US NRC. Generic Letter 88-01, “NRC Position on IGSCC in BWR Austenitic Stainless Steel Piping.” Agencywide Documents Access and Management System (ADAMS) Accession No. ML031150675. Washington, DC: U.S. Nuclear Regulatory Commission. January 27, 1988.

_____. Generic Letter 88-01, “NRC Position on IGSCC in BWR Austenitic Stainless Steel Piping.” Supplement 1. ADAMS Accession No. ML031130421. Washington, DC: U.S. Nuclear Regulatory Commission. February 4, 1992.

_____. Generic Letter 89-10, “Safety-related Motor Operated Valve Testing and Surveillance.” ADAMS Accession No. ML031150307. Washington, DC: U.S. Nuclear Regulatory Commission. August 3, 1990.

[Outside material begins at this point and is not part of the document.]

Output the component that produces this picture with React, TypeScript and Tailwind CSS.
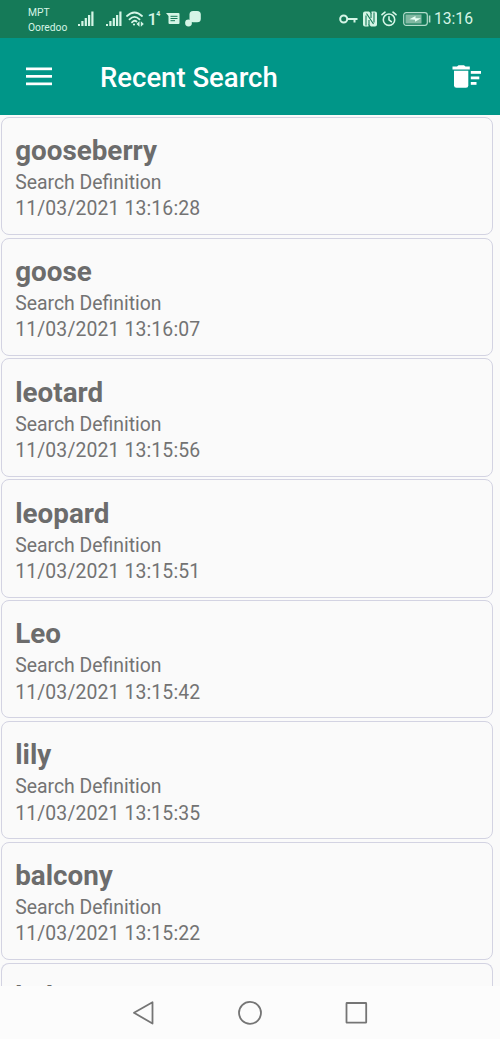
interface SearchItem {
  word: string;
  date: string;
}

const searches: SearchItem[] = [
  { word: 'gooseberry', date: '11/03/2021 13:16:28' },
  { word: 'goose', date: '11/03/2021 13:16:07' },
  { word: 'leotard', date: '11/03/2021 13:15:56' },
  { word: 'leopard', date: '11/03/2021 13:15:51' },
  { word: 'Leo', date: '11/03/2021 13:15:42' },
  { word: 'lily', date: '11/03/2021 13:15:35' },
  { word: 'balcony', date: '11/03/2021 13:15:22' },
];

const SignalIcon = () => (
  <svg width="16" height="16" viewBox="0 0 16 16" fill="#d5f5e6">
    <rect x="0" y="13" width="2" height="2" />
    <rect x="3.3" y="10" width="2.2" height="5" />
    <rect x="6.7" y="7" width="2.2" height="8" />
    <rect x="10" y="4" width="2.2" height="11" />
    <rect x="13.3" y="0.5" width="2.2" height="14.5" />
  </svg>
);

const WifiIcon = () => (
  <svg width="18" height="16" viewBox="0 0 18 16" fill="none" stroke="#d5f5e6" strokeWidth="1.8" strokeLinecap="round">
    <path d="M1 5Q8.500 -2 16 5M3.500 8.300Q8.500 3.500 13.500 8.300M6 11.300Q8.500 8.800 10.500 10.500" />
    <circle cx="8" cy="13.500" r="1.100" fill="#d5f5e6" stroke="none" />
    <path d="M13.500 10.300L10.500 13L13.500 15.700ZM14.800 10.300L17.800 13L14.800 15.700Z" fill="#d5f5e6" stroke="none" />
  </svg>
);

const MessageIcon = () => (
  <svg width="14" height="12" viewBox="0 0 14 12">
    <path d="M0 0H12.500Q13.500 0 13.500 1V10Q13.500 11 12.500 11H3.500Q2.500 11 2.500 10V3Z" fill="#d5f5e6" />
    <path d="M4.500 3.300H11.500M4.500 5.500H11.500M4.500 7.700H9" stroke="#157a58" strokeWidth="1" />
  </svg>
);

const BubbleIcon = () => (
  <svg width="16" height="16" viewBox="0 0 16 16" fill="#d5f5e6">
    <rect x="4.500" y="0" width="11.300" height="11.300" rx="3.600" />
    <circle cx="3.500" cy="12" r="3.400" />
  </svg>
);

const KeyIcon = () => (
  <svg width="19" height="10" viewBox="0 0 19 10" fill="none" stroke="#d5f5e6" strokeWidth="2">
    <circle cx="4.700" cy="5" r="3.500" />
    <path d="M8.200 5H18.500M15.500 5V8.500" />
  </svg>
);

const NfcIcon = () => (
  <svg width="16" height="16" viewBox="0 0 16 16">
    <path d="M3 0.500H7L9.500 3V0.500H13Q15 0.500 15 2.500V13.500Q15 15.500 13 15.500H9L6.500 13V15.500H3Q1 15.500 1 13.500V2.500Q1 0.500 3 0.500Z" fill="#d5f5e6" />
    <path d="M4 14.500V4.500M4.500 2.500L11.500 13M12 1.500V11.500M7 14V9M9 2V7" fill="none" stroke="#157a58" strokeWidth="1.100" />
  </svg>
);

const AlarmIcon = () => (
  <svg width="16" height="16" viewBox="0 0 16 16" fill="none" stroke="#d5f5e6" strokeWidth="1.600" strokeLinecap="round">
    <circle cx="8" cy="8.700" r="5.700" />
    <path d="M8 5.700V8.900L10.300 10.700M1 3.700L4 1.200M12 1.200L15 3.700" />
  </svg>
);

const BatteryIcon = () => (
  <svg width="28" height="14" viewBox="0 0 28 14">
    <rect x="0.700" y="0.700" width="23.600" height="12.600" rx="2.500" fill="none" stroke="#b2dccb" strokeWidth="1.200" />
    <rect x="2.500" y="2.500" width="16" height="9" fill="#82b9a3" />
    <path d="M6.500 7.200L12.500 4V6.300H18L12 9.800V7.700Z" fill="#e9fff5" />
    <rect x="25.800" y="3.500" width="1.600" height="7" fill="#b2dccb" />
  </svg>
);

const StatusBar = () => (
  <div className="flex h-[38px] shrink-0 items-center bg-[#157a58] text-[#d5f5e6]">
    <div className="mt-px ml-[28px] w-[49.500px] text-[10.300px] leading-[15px]">
      <div>MPT</div>
      <div>Ooredoo</div>
    </div>
    <SignalIcon />
    <div className="ml-[12px]"><SignalIcon /></div>
    <div className="ml-[4px]"><WifiIcon /></div>
    <div className="ml-[4px] flex w-[13px] items-start">
      <span className="text-[17px] leading-[18px] font-medium">1</span>
      <span className="-ml-px text-[7px] leading-[8px] font-bold">4</span>
    </div>
    <div className="ml-[5px]"><MessageIcon /></div>
    <div className="ml-[5px]"><BubbleIcon /></div>
    <div className="mr-[27px] ml-auto flex items-center">
      <KeyIcon />
      <div className="ml-[4px]"><NfcIcon /></div>
      <div className="ml-[3px]"><AlarmIcon /></div>
      <div className="ml-[6px]"><BatteryIcon /></div>
      <span className="ml-[3px] text-[15.700px] leading-[20px]">13:16</span>
    </div>
  </div>
);

const AppBar = () => (
  <div className="flex h-[77px] shrink-0 items-center bg-[#009688] text-white">
    <svg className="ml-[26px]" width="26" height="20" viewBox="0 0 26 20" fill="#ffffff">
      <rect y="0.500" width="26" height="2.700" />
      <rect y="8" width="26" height="2.700" />
      <rect y="15.500" width="26" height="2.700" />
    </svg>
    <h1 className="mt-[2px] ml-[48px] text-[27.500px] leading-[36px] font-medium">Recent Search</h1>
    <svg className="mr-[18px] ml-auto" width="30" height="24" viewBox="0 0 30 24" fill="#ffffff">
      <path d="M0.500 1.500H5L6.500 0.300H12L13.500 1.500H17.800V4.500H0.500Z" />
      <path d="M2 5.800H16.300V20.500Q16.300 22.800 14 22.800H4.500Q2 22.800 2 20.500Z" />
      <rect x="18.800" y="6" width="10.200" height="2.800" />
      <rect x="18.800" y="11.500" width="8.500" height="2.800" />
      <rect x="18.800" y="17" width="5.700" height="2.800" />
    </svg>
  </div>
);

const SearchCard = ({ word, date }: SearchItem) => (
  <div className="h-[118.300px] shrink-0 rounded-[8px] border border-[#d3d3e2] pt-[14.300px] pl-[13.200px] text-[#737373]">
    <div className="text-[27.800px] leading-[38px] font-bold text-[#6c6c6c]">{word}</div>
    <div className="text-[19.400px] leading-[26.200px]">Search Definition</div>
    <div className="text-[19.400px] leading-[26.200px] tracking-[0.120px]">{date}</div>
  </div>
);

const NavBar = () => (
  <div className="flex h-[53px] shrink-0 items-center justify-center gap-[81.500px] bg-[#fcfcfc]">
    <svg width="24" height="26" viewBox="0 0 24 26" fill="none" stroke="#757575" strokeWidth="1.800" strokeLinejoin="round">
      <path d="M20.500 2.200V23.500L2 12.800Z" />
    </svg>
    <svg width="26" height="26" viewBox="0 0 26 26" fill="none" stroke="#757575" strokeWidth="1.800">
      <circle cx="13" cy="12.800" r="11" />
    </svg>
    <svg width="24" height="26" viewBox="0 0 24 26" fill="none" stroke="#757575" strokeWidth="1.800">
      <rect x="1.500" y="3" width="19.700" height="19.700" rx="0.500" />
    </svg>
  </div>
);

export default function App() {
  return (
    <div className="flex h-[1039px] w-[500px] flex-col overflow-hidden bg-[#fafafa] font-[Roboto,sans-serif]">
      <StatusBar />
      <AppBar />
      <div className="flex min-h-0 flex-1 flex-col gap-[2.550px] overflow-hidden pt-[1.800px] pr-[7px] pl-[1px]">
        {searches.map((item) => (
          <SearchCard key={item.date} word={item.word} date={item.date} />
        ))}
        {/* last row scrolls under the navigation bar */}
        <div className="h-[24px] shrink-0 overflow-hidden rounded-t-[8px] border border-b-0 border-[#d3d3e2] pt-[14.300px] pl-[13.200px]">
          <div className="text-[27.800px] leading-[38px] font-bold text-[#6c6c6c]">bal</div>
        </div>
      </div>
      <NavBar />
    </div>
  );
}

_____. NUREG–0313, “Technical Report on Material Selection and Processing Guidelines for BWR Coolant Pressure Boundary Piping.” Revision 2. ADAMS Accession No. ML031470422. Washington, DC: U.S. Nuclear Regulatory Commission. January 31, 1988.

_____. Pulsifer, Robert M., U.S. Nuclear Regulatory Commission, letter to Michael A Balduzzi, Vermont Yankee Nuclear Power Corporation, “Review of Request to Discontinue Intergranular Stress Corrosion Cracking Inspection of RWCU Piping Welds Outboard of the Second Containment Isolation Valves (TAC No. MB0468).” ADAMS Accession No. ML010780094. March 27, 2001.

_____. Shea, Joseph W., U.S. Nuclear Regulatory Commission, letter to George A. Hunger, Jr., PECO Energy Company, “Reactor Water Cleanup (RWCU) System Weld Inspections at Peach Bottom Atomic Power Station, Units 2 and 3 (TAC Nos. M92442 and M92443).” ADAMS Accession No. ML090930466. September 15, 1995.